* [TASK DIRECTIONS]:
Find the lines holding the word "index" and collect them.

* [EXTRACTED DATA]:
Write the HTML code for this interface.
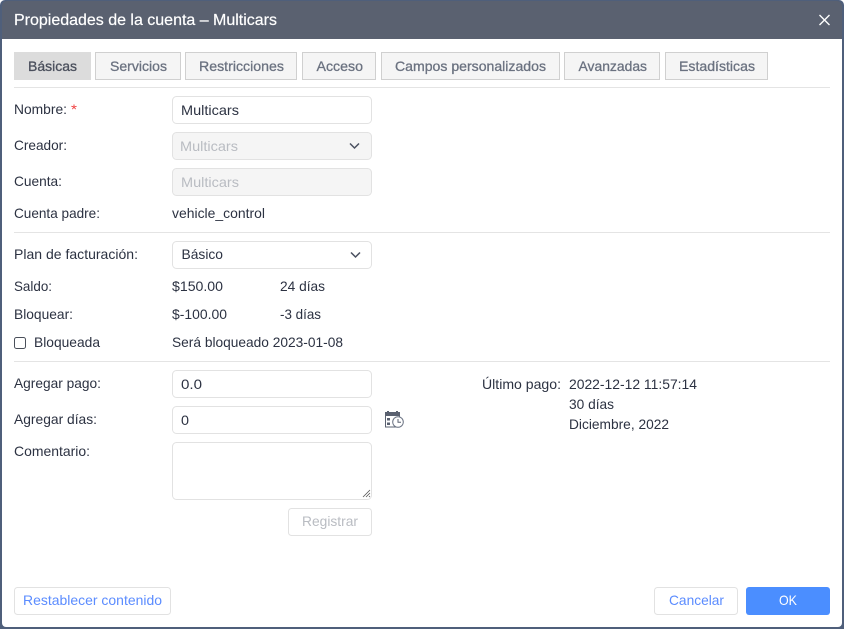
<!DOCTYPE html>
<html lang="es">
<head>
<meta charset="utf-8">
<title>Propiedades de la cuenta – Multicars</title>
<style>
html,body{margin:0;padding:0;width:844px;height:629px;overflow:hidden;background:#fff}
svg{display:block}
text{font-family:"Liberation Sans",sans-serif;font-size:14px;fill:#2c3242;white-space:pre}
.tab{fill:#f5f5f5;stroke:#d0d0d0}
.tt{fill:#6b7280;font-size:14px;stroke:#6b7280;stroke-width:.3px}
.in{fill:#fff;stroke:#e2e2e2}
.dis{fill:#f5f5f5;stroke:#e2e2e2}
.g{fill:#b9bcc2}
.hr{fill:#e4e4e4}
.lnk{fill:#5b8cff}
</style>
</head>
<body>
<svg xmlns="http://www.w3.org/2000/svg" width="844" height="629" viewBox="0 0 844 629">
<rect x="0" y="0" width="844" height="629" fill="#fff"/>
<path d="M0 629V5a5 5 0 0 1 5-5H839a5 5 0 0 1 5 5V629Z" fill="#4f5f7b"/>
<path d="M2 39H842V623a4 4 0 0 1-4 4H6a4 4 0 0 1-4-4Z" fill="#fff"/>
<path d="M2 39V6a5 5 0 0 1 5-5H837a5 5 0 0 1 5 5V39Z" fill="#5a6170"/>
<text x="14" y="25" style="font-size:16px;fill:#fff;stroke:#fff;stroke-width:.2px" textLength="263" lengthAdjust="spacingAndGlyphs">Propiedades de la cuenta – Multicars</text>
<path d="M819.5 15L829.5 25M829.5 15L819.5 25" stroke="#fff" stroke-width="1.4" fill="none"/>

<rect x="14" y="52" width="77" height="28" fill="#dcdcdc"/>
<text x="28" y="71" class="tt" style="fill:#4a4f5c;stroke:#4a4f5c" textLength="49" lengthAdjust="spacingAndGlyphs">Básicas</text>
<rect class="tab" x="95.5" y="52.5" width="85" height="27"/>
<text x="110" y="71" class="tt" textLength="57" lengthAdjust="spacingAndGlyphs">Servicios</text>
<rect class="tab" x="185.5" y="52.5" width="111" height="27"/>
<text x="199" y="71" class="tt" textLength="85" lengthAdjust="spacingAndGlyphs">Restricciones</text>
<rect class="tab" x="302.5" y="52.5" width="73" height="27"/>
<text x="316.5" y="71" class="tt" textLength="46.5" lengthAdjust="spacingAndGlyphs">Acceso</text>
<rect class="tab" x="381.5" y="52.5" width="178" height="27"/>
<text x="395" y="71" class="tt" textLength="151" lengthAdjust="spacingAndGlyphs">Campos personalizados</text>
<rect class="tab" x="564.5" y="52.5" width="95" height="27"/>
<text x="578.5" y="71" class="tt" textLength="68.5" lengthAdjust="spacingAndGlyphs">Avanzadas</text>
<rect class="tab" x="665.5" y="52.5" width="102" height="27"/>
<text x="679" y="71" class="tt" textLength="76" lengthAdjust="spacingAndGlyphs">Estadísticas</text>

<rect class="hr" x="14" y="87" width="816" height="1"/>
<rect class="hr" x="14" y="232" width="816" height="1"/>
<rect class="hr" x="14" y="361" width="816" height="1"/>

<text x="14" y="114" textLength="53" lengthAdjust="spacingAndGlyphs">Nombre:</text>
<text x="71" y="114" style="fill:#f04040" textLength="6" lengthAdjust="spacingAndGlyphs">*</text>
<rect class="in" x="172.5" y="96.5" width="199" height="27" rx="4"/>
<text x="181" y="115" textLength="58" lengthAdjust="spacingAndGlyphs">Multicars</text>

<text x="14" y="150" textLength="53" lengthAdjust="spacingAndGlyphs">Creador:</text>
<rect class="dis" x="172.5" y="132.5" width="199" height="27" rx="4"/>
<text x="180" y="151" class="g" textLength="58" lengthAdjust="spacingAndGlyphs">Multicars</text>
<path d="M350 143.5L354.5 148L359 143.5" fill="none" stroke="#4a5060" stroke-width="1.5"/>

<text x="14" y="186" textLength="48" lengthAdjust="spacingAndGlyphs">Cuenta:</text>
<rect class="dis" x="172.5" y="168.5" width="199" height="27" rx="4"/>
<text x="181" y="187" class="g" textLength="58" lengthAdjust="spacingAndGlyphs">Multicars</text>

<text x="14" y="218" textLength="86" lengthAdjust="spacingAndGlyphs">Cuenta padre:</text>
<text x="172" y="218" textLength="93" lengthAdjust="spacingAndGlyphs">vehicle_control</text>

<text x="14" y="259" textLength="124" lengthAdjust="spacingAndGlyphs">Plan de facturación:</text>
<rect class="in" x="172.5" y="241.5" width="199" height="27" rx="4"/>
<text x="181.5" y="259" textLength="41.5" lengthAdjust="spacingAndGlyphs">Básico</text>
<path d="M351 252.5L355.5 257L360 252.5" fill="none" stroke="#4a5060" stroke-width="1.5"/>

<text x="14" y="291" textLength="38" lengthAdjust="spacingAndGlyphs">Saldo:</text>
<text x="172" y="291" textLength="51" lengthAdjust="spacingAndGlyphs">$150.00</text>
<text x="280" y="291" textLength="45" lengthAdjust="spacingAndGlyphs">24 días</text>

<text x="14" y="319" textLength="59" lengthAdjust="spacingAndGlyphs">Bloquear:</text>
<text x="172" y="319" textLength="55" lengthAdjust="spacingAndGlyphs">$-100.00</text>
<text x="280" y="319" textLength="41" lengthAdjust="spacingAndGlyphs">-3 días</text>

<rect x="14.5" y="337.5" width="11" height="11" rx="2" fill="#fff" stroke="#4a4f5a"/>
<text x="34" y="347" textLength="66" lengthAdjust="spacingAndGlyphs">Bloqueada</text>
<text x="172" y="347" textLength="171" lengthAdjust="spacingAndGlyphs">Será bloqueado 2023-01-08</text>

<text x="14" y="388" textLength="87" lengthAdjust="spacingAndGlyphs">Agregar pago:</text>
<rect class="in" x="172.5" y="370.5" width="199" height="27" rx="4"/>
<text x="181" y="389" textLength="21" lengthAdjust="spacingAndGlyphs">0.0</text>

<text x="14" y="424" textLength="83" lengthAdjust="spacingAndGlyphs">Agregar días:</text>
<rect class="in" x="172.5" y="406.5" width="199" height="27" rx="4"/>
<text x="181" y="425" textLength="8" lengthAdjust="spacingAndGlyphs">0</text>

<g>
<rect x="385.5" y="414" width="14" height="13" fill="#fff" stroke="#5a6170"/>
<rect x="385" y="412" width="15" height="4" fill="#5a6170"/>
<rect x="387" y="411" width="2" height="2" fill="#5a6170"/>
<rect x="396" y="411" width="2" height="2" fill="#5a6170"/>
<rect x="387" y="418" width="3" height="2.5" fill="#5a6170"/>
<rect x="387" y="422.5" width="3" height="2.5" fill="#5a6170"/>
<circle cx="398" cy="422" r="5.3" fill="#fff" stroke="#6c7484" stroke-width="1"/>
<path d="M398 419V422.3H401" fill="none" stroke="#5a6170" stroke-width="1"/>
</g>

<text x="14" y="456" textLength="76" lengthAdjust="spacingAndGlyphs">Comentario:</text>
<rect class="in" x="172.5" y="442.5" width="199" height="57" rx="4"/>
<path d="M363 497L370 490M366 497L370 493M369 497L370 496" stroke="#555" stroke-width="0.8" fill="none"/>

<rect x="288.5" y="508.5" width="83" height="27" rx="3" fill="#fff" stroke="#e2e2e2"/>
<text x="302" y="526" class="g" textLength="56" lengthAdjust="spacingAndGlyphs">Registrar</text>

<text x="482" y="389" textLength="79" lengthAdjust="spacingAndGlyphs">Último pago:</text>
<text x="569" y="389" textLength="128" lengthAdjust="spacingAndGlyphs">2022-12-12 11:57:14</text>
<text x="569" y="409" textLength="45" lengthAdjust="spacingAndGlyphs">30 días</text>
<text x="569" y="429" textLength="100" lengthAdjust="spacingAndGlyphs">Diciembre, 2022</text>

<rect x="14.5" y="587.5" width="156" height="27" rx="3" fill="#fff" stroke="#e2e2e2"/>
<text x="23" y="605" class="lnk" textLength="139" lengthAdjust="spacingAndGlyphs">Restablecer contenido</text>
<rect x="654.5" y="587.5" width="83" height="27" rx="3" fill="#fff" stroke="#e2e2e2"/>
<text x="669" y="605" class="lnk" textLength="55" lengthAdjust="spacingAndGlyphs">Cancelar</text>
<rect x="746" y="587" width="84" height="28" rx="3" fill="#4b8eff"/>
<text x="779" y="605" style="fill:#fff" textLength="18" lengthAdjust="spacingAndGlyphs">OK</text>
</svg>
</body>
</html>
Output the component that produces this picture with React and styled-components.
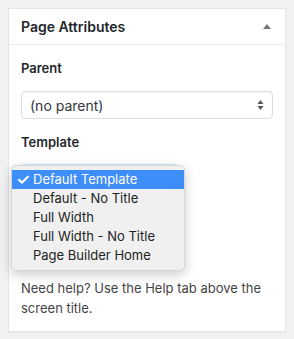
import React from 'react'
import styled, { createGlobalStyle } from 'styled-components'

const Global = createGlobalStyle`
    body {
        margin: 0;
        background: #f1f1f1;
        font-family: 'Inter', 'Liberation Sans', sans-serif;
        color: #23282d;
    }
`;

const Page = styled.div`
    padding: 8px;
    width: 294px;
    height: 339px;
    box-sizing: border-box;
`;

const Box = styled.div`
    background: #fff;
    border: 1px solid #e5e5e5;
    box-shadow: 0 1px 1px rgba(0, 0, 0, 0.04);
    width: 278px;
    box-sizing: border-box;
`;

const Header = styled.div`
    height: 35px;
    display: flex;
    align-items: center;
    justify-content: space-between;
    padding: 0 12px;
    border-bottom: 1px solid #eee;
`;

const Title = styled.h2`
    margin: 0;
    font-size: 14px;
    font-weight: 600;
    color: #23282d;
`;

const Toggle = styled.span`
    width: 0;
    height: 0;
    border-left: 4px solid transparent;
    border-right: 4px solid transparent;
    border-bottom: 5px solid #72777c;
    margin-right: 2px;
`;

const Inside = styled.div`
    padding: 10px 12px 13px;
`;

const Label = styled.p`
    margin: ${p => p.$top}px 0 0;
    font-size: 13px;
    font-weight: 600;
    line-height: 20px;
    color: #23282d;
`;

const Select = styled.div`
    position: relative;
    margin-top: 13px;
    width: ${p => p.$width || 'auto'};
    height: 28px;
    box-sizing: border-box;
    border: 1px solid ${p => p.$focus ? '#5b9dd9' : '#ddd'};
    box-shadow: ${p => p.$focus ? '0 0 2px rgba(30,140,190,.8)' : 'inset 0 1px 2px rgba(0,0,0,.04)'};
    border-radius: 4px;
    display: flex;
    align-items: center;
    padding: 0 8px;
    font-size: 14px;
    color: #32373c;
`;

const Arrows = styled.svg`
    margin-left: auto;
`;

const Menu = styled.ul`
    position: absolute;
    left: -11px;
    top: -1px;
    width: 172px;
    margin: 0;
    padding: 4px 0 5px;
    list-style: none;
    background: #f0f0f0;
    border: 1px solid #d6d6d6;
    border-radius: 5px;
    box-shadow: 0 4px 12px rgba(0, 0, 0, 0.2);
    z-index: 2;
    font-size: 13px;
`;

const Option = styled.li`
    height: 19px;
    line-height: 19px;
    padding-left: 21px;
    position: relative;
    color: ${p => p.$selected ? '#fff' : '#222'};
    background: ${p => p.$selected ? '#3d8ef8' : 'transparent'};
`;

const Check = styled.span`
    position: absolute;
    left: 4px;
    top: 0;
    font-size: 16px;
    font-weight: 600;
`;

const Help = styled.p`
    margin: 85px 0 0;
    font-size: 13px;
    line-height: 20px;
    color: #444;
`;

const options = ['Default Template', 'Default - No Title', 'Full Width', 'Full Width - No Title', 'Page Builder Home'];

export default function App() {
    return (
        <Page>
            <Global />
            <Box>
                <Header>
                    <Title>Page Attributes</Title>
                    <Toggle />
                </Header>
                <Inside>
                    <Label $top={3}>Parent</Label>
                    <Select>
                        (no parent)
                        <Arrows width="7" height="12" viewBox="0 0 7 12">
                            <path d="M3.5 1 L6.5 5 L0.5 5 Z" fill="#555" />
                            <path d="M3.5 11 L6.5 7 L0.5 7 Z" fill="#555" />
                        </Arrows>
                    </Select>
                    <Label $top={13}>Template</Label>
                    <Select $focus $width="156px">
                        <Menu>
                            {options.map((o, i) => (
                                <Option key={o} $selected={i === 0}>
                                    {i === 0 && <Check>✓</Check>}
                                    {o}
                                </Option>
                            ))}
                        </Menu>
                    </Select>
                    <Help>Need help? Use the Help tab above the screen title.</Help>
                </Inside>
            </Box>
        </Page>
    )
}
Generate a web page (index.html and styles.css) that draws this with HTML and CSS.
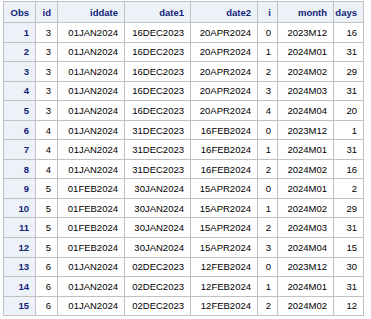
FILE: index.html
```html
<!DOCTYPE html>
<html>
<head>
<meta charset="utf-8">
<link rel="stylesheet" href="styles.css">
</head>
<body>
<table class="tbl">
<colgroup>
<col class="c-obs"><col class="c-id"><col class="c-iddate"><col class="c-date1"><col class="c-date2"><col class="c-i"><col class="c-month"><col class="c-days">
</colgroup>
<thead>
<tr class="hrow"><th>Obs</th><th>id</th><th>iddate</th><th>date1</th><th>date2</th><th>i</th><th>month</th><th>days</th></tr>
</thead>
<tbody>
<tr><th>1</th><td>3</td><td>01JAN2024</td><td>16DEC2023</td><td>20APR2024</td><td>0</td><td>2023M12</td><td>16</td></tr>
<tr><th>2</th><td>3</td><td>01JAN2024</td><td>16DEC2023</td><td>20APR2024</td><td>1</td><td>2024M01</td><td>31</td></tr>
<tr><th>3</th><td>3</td><td>01JAN2024</td><td>16DEC2023</td><td>20APR2024</td><td>2</td><td>2024M02</td><td>29</td></tr>
<tr><th>4</th><td>3</td><td>01JAN2024</td><td>16DEC2023</td><td>20APR2024</td><td>3</td><td>2024M03</td><td>31</td></tr>
<tr><th>5</th><td>3</td><td>01JAN2024</td><td>16DEC2023</td><td>20APR2024</td><td>4</td><td>2024M04</td><td>20</td></tr>
<tr><th>6</th><td>4</td><td>01JAN2024</td><td>31DEC2023</td><td>16FEB2024</td><td>0</td><td>2023M12</td><td>1</td></tr>
<tr><th>7</th><td>4</td><td>01JAN2024</td><td>31DEC2023</td><td>16FEB2024</td><td>1</td><td>2024M01</td><td>31</td></tr>
<tr><th>8</th><td>4</td><td>01JAN2024</td><td>31DEC2023</td><td>16FEB2024</td><td>2</td><td>2024M02</td><td>16</td></tr>
<tr><th>9</th><td>5</td><td>01FEB2024</td><td>30JAN2024</td><td>15APR2024</td><td>0</td><td>2024M01</td><td>2</td></tr>
<tr><th>10</th><td>5</td><td>01FEB2024</td><td>30JAN2024</td><td>15APR2024</td><td>1</td><td>2024M02</td><td>29</td></tr>
<tr><th>11</th><td>5</td><td>01FEB2024</td><td>30JAN2024</td><td>15APR2024</td><td>2</td><td>2024M03</td><td>31</td></tr>
<tr><th>12</th><td>5</td><td>01FEB2024</td><td>30JAN2024</td><td>15APR2024</td><td>3</td><td>2024M04</td><td>15</td></tr>
<tr><th>13</th><td>6</td><td>01JAN2024</td><td>02DEC2023</td><td>12FEB2024</td><td>0</td><td>2023M12</td><td>30</td></tr>
<tr><th>14</th><td>6</td><td>01JAN2024</td><td>02DEC2023</td><td>12FEB2024</td><td>1</td><td>2024M01</td><td>31</td></tr>
<tr><th>15</th><td>6</td><td>01JAN2024</td><td>02DEC2023</td><td>12FEB2024</td><td>2</td><td>2024M02</td><td>12</td></tr>
</tbody>
</table>
</body>
</html>
```
FILE: styles.css
```css
html, body {
  margin: 0;
  background: #ffffff;
}
body {
  padding: 1px 0 0 3px;
  font-family: "Liberation Sans", Arial, sans-serif;
  font-size: 9.5px;
  color: #000000;
}
.tbl {
  border-collapse: collapse;
  table-layout: fixed;
  width: 361px;
}
.c-obs { width: 32px; }
.c-id { width: 22px; }
.c-iddate { width: 67px; }
.c-date1 { width: 66px; }
.c-date2 { width: 67px; }
.c-i { width: 20px; }
.c-month { width: 56px; }
.c-days { width: 30px; }
.tbl th, .tbl td {
  border: 1px solid #c1c1c1;
  padding: 0 6px 0 0;
  text-align: right;
  height: 18.55px;
  white-space: nowrap;
  overflow: hidden;
}
.tbl th {
  background: #edf2f9;
  color: #112277;
  font-weight: bold;
}
.tbl .hrow th {
  height: 20px;
}
```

* [ANSWER TO THIS PROBLEM]:
    z-index: 2;
Generate a web page (index.html and styles.css) that draws this with HTML and CSS.
FILE: index.html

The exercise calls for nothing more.